YOUR OBJECTIVE
Return all lines where the word "that" can be found.

RECORDS FOR THE TASK

------------------------------

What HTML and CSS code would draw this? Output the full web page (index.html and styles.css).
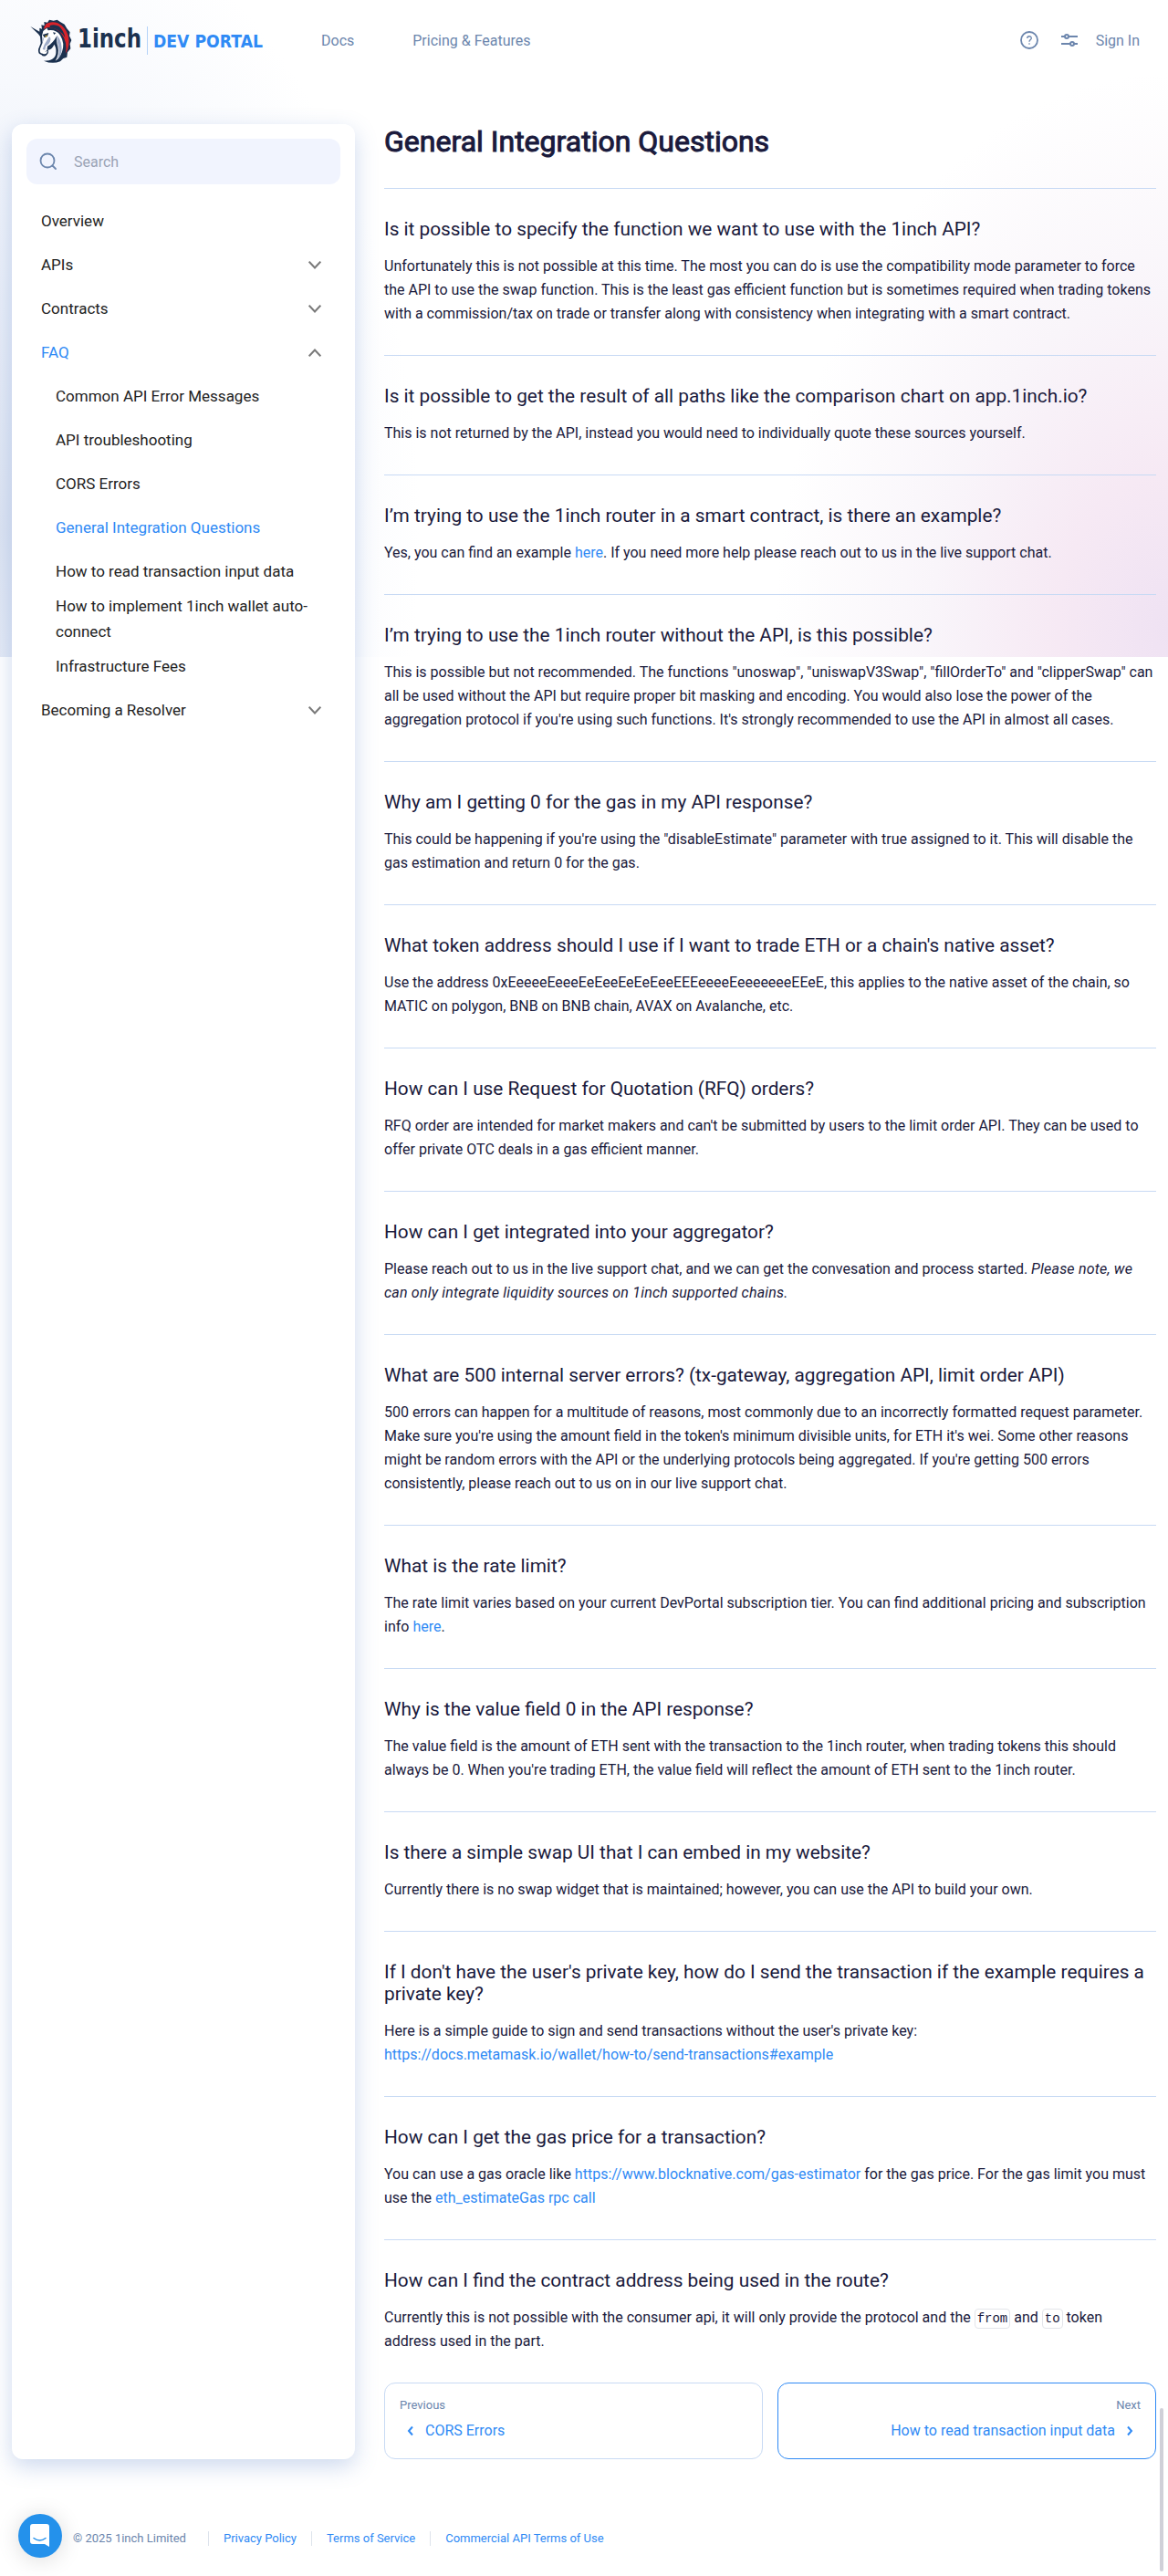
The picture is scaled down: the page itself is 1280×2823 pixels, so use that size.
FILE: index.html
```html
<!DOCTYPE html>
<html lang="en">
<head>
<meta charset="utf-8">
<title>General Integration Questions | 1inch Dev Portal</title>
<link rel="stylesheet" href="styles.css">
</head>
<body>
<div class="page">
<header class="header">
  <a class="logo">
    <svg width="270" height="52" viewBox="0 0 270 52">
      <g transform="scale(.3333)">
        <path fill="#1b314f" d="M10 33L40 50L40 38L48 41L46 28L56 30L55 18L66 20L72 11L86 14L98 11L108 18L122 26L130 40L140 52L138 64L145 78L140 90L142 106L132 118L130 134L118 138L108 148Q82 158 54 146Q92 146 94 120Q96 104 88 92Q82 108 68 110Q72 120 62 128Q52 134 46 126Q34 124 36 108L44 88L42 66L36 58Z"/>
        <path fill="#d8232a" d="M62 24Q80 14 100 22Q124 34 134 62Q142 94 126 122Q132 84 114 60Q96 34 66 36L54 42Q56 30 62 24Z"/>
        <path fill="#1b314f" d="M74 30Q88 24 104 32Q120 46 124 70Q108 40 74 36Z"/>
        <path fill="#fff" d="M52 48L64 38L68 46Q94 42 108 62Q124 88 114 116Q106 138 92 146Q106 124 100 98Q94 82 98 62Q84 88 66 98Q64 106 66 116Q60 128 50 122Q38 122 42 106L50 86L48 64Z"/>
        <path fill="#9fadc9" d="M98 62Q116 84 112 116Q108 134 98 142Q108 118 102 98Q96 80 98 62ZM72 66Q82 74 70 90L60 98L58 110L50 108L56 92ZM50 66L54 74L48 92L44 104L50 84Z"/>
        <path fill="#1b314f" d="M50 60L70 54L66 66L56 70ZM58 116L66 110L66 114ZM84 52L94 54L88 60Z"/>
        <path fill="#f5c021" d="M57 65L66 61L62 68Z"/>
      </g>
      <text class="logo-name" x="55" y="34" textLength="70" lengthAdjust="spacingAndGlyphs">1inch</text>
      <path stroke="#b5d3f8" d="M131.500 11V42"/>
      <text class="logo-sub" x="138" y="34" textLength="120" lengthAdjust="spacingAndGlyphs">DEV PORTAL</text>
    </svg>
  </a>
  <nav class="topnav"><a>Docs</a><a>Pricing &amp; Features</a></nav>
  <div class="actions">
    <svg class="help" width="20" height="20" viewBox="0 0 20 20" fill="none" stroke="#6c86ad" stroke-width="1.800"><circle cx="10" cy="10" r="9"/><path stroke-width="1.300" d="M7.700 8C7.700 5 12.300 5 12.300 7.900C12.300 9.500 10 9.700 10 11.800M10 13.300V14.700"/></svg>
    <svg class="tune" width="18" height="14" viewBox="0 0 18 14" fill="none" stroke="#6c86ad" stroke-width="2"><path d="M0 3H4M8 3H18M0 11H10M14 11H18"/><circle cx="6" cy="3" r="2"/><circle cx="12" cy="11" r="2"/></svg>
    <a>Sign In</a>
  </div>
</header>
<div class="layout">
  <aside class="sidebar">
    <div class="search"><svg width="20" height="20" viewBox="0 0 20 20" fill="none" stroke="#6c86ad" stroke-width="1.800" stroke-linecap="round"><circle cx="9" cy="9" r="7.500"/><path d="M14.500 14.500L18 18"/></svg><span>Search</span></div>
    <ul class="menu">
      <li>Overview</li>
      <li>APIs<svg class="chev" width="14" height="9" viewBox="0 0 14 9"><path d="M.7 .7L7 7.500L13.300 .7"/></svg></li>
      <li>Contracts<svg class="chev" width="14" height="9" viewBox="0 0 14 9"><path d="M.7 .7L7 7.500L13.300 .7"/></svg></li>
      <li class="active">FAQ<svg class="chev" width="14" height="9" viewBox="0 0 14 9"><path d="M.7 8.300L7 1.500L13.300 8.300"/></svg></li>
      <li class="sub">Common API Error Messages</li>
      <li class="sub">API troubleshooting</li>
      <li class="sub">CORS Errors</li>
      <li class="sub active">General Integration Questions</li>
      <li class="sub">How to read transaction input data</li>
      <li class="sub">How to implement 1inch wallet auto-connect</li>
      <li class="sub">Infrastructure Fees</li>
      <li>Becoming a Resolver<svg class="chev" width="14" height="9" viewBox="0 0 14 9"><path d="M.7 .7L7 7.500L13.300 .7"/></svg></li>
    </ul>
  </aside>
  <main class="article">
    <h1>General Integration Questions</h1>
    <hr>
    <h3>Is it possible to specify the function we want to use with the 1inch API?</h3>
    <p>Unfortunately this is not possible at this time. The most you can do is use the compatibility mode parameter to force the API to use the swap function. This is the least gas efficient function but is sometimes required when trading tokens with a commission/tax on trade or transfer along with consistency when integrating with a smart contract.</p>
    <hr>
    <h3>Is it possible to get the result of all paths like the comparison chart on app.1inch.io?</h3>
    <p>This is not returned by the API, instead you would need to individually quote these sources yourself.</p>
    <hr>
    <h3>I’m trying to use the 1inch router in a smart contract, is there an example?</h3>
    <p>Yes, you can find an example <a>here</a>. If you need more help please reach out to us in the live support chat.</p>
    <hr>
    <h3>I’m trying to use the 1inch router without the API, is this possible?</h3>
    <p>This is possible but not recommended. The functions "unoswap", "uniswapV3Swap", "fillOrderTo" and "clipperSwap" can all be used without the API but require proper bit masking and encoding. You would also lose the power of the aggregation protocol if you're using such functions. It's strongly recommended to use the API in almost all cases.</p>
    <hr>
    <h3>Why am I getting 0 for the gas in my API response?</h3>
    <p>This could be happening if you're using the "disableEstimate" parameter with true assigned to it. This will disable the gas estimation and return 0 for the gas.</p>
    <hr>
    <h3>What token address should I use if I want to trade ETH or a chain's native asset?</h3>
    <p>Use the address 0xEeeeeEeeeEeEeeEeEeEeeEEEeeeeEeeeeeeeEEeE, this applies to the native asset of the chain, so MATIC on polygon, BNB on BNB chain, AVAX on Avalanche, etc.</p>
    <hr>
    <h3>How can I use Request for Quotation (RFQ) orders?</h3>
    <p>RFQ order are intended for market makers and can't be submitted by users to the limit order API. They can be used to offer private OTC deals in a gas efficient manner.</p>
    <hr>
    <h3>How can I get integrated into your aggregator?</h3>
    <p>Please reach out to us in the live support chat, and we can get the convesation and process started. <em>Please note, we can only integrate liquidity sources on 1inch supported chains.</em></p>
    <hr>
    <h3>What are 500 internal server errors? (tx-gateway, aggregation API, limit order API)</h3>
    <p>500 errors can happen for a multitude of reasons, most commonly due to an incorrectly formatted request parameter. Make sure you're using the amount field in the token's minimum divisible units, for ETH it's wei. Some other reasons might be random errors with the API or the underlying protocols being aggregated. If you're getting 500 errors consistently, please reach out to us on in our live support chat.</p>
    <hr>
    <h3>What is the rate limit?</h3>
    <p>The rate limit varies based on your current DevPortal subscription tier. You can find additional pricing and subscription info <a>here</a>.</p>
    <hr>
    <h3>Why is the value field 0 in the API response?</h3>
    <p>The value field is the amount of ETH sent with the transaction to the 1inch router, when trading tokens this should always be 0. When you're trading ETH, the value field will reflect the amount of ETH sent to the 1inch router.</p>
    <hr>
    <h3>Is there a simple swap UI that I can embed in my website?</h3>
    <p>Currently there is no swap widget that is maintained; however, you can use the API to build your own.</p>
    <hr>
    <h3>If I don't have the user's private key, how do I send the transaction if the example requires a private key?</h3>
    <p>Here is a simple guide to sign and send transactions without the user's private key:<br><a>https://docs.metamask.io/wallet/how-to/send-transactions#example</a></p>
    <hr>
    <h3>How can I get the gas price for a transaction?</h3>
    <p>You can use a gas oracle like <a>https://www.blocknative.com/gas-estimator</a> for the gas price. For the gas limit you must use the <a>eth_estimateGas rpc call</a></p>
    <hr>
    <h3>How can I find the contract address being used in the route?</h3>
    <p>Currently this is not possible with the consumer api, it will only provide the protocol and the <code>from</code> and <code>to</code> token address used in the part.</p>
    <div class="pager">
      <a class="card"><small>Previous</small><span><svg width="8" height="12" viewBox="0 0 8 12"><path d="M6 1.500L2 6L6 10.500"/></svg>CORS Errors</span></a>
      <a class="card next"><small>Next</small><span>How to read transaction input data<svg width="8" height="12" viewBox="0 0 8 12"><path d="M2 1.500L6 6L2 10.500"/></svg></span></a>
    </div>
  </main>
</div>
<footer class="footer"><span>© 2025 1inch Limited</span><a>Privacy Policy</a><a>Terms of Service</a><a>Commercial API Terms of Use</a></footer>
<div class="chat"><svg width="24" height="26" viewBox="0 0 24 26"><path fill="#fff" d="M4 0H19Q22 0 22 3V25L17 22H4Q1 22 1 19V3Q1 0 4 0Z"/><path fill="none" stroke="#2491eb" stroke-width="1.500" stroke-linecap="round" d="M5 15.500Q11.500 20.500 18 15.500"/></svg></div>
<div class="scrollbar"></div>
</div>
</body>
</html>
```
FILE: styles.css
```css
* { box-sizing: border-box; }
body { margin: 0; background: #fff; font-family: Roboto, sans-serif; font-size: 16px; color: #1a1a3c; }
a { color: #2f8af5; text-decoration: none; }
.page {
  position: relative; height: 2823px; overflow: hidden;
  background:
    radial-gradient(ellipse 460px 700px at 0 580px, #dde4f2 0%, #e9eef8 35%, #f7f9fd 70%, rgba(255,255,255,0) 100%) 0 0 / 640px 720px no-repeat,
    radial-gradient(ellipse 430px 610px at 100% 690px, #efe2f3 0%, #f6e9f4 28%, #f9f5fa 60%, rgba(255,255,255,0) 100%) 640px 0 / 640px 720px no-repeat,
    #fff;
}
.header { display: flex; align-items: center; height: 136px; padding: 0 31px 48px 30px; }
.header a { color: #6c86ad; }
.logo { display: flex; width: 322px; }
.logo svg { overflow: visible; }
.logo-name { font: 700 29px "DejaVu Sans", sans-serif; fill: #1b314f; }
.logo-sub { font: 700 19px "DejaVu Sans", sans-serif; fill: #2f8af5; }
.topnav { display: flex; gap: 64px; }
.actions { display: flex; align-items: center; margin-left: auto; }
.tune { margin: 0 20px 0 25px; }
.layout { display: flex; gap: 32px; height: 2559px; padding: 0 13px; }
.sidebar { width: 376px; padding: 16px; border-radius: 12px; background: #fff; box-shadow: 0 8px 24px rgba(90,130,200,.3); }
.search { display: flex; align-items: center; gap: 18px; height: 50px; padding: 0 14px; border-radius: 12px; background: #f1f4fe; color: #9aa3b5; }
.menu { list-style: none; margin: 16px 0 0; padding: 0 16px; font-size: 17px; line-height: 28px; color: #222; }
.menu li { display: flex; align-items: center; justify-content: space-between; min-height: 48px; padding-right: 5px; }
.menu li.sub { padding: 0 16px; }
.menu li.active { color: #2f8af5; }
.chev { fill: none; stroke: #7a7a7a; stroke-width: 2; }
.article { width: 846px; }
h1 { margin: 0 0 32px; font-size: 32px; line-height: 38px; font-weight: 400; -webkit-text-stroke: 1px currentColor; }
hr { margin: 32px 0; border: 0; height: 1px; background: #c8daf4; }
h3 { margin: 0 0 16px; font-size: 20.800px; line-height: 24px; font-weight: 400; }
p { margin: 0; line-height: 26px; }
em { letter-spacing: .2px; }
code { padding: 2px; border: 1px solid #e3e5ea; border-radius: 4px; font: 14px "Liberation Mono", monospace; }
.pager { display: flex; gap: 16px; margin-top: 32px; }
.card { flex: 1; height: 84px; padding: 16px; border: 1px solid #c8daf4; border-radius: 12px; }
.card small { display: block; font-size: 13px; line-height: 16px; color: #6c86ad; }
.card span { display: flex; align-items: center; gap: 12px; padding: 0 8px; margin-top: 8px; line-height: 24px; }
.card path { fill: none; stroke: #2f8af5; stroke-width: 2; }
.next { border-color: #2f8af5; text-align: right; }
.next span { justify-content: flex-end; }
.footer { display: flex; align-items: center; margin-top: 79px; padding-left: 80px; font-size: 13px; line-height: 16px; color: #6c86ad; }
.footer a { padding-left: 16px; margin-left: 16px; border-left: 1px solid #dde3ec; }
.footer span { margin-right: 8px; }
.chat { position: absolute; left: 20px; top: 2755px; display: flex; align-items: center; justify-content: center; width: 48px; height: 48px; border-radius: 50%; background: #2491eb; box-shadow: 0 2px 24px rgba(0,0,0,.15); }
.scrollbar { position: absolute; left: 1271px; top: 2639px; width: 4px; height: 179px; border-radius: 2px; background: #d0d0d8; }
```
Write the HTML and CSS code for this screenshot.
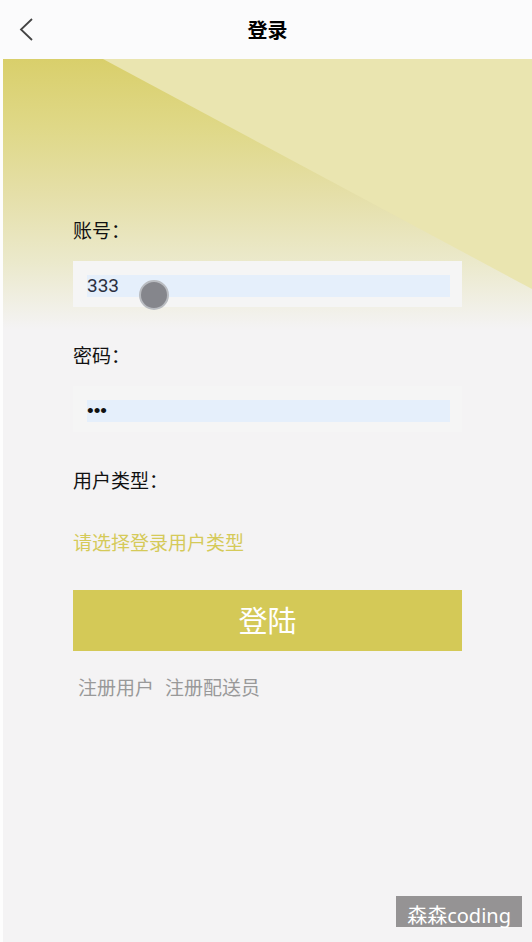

------------------------------

TASK SOLUTION
The picture is scaled down: the page itself is 1280×2823 pixels, so use that size.
    <h3>Is there a simple swap UI that I can embed in my website?</h3>
    <p>Currently there is no swap widget that is maintained; however, you can use the API to build your own.</p>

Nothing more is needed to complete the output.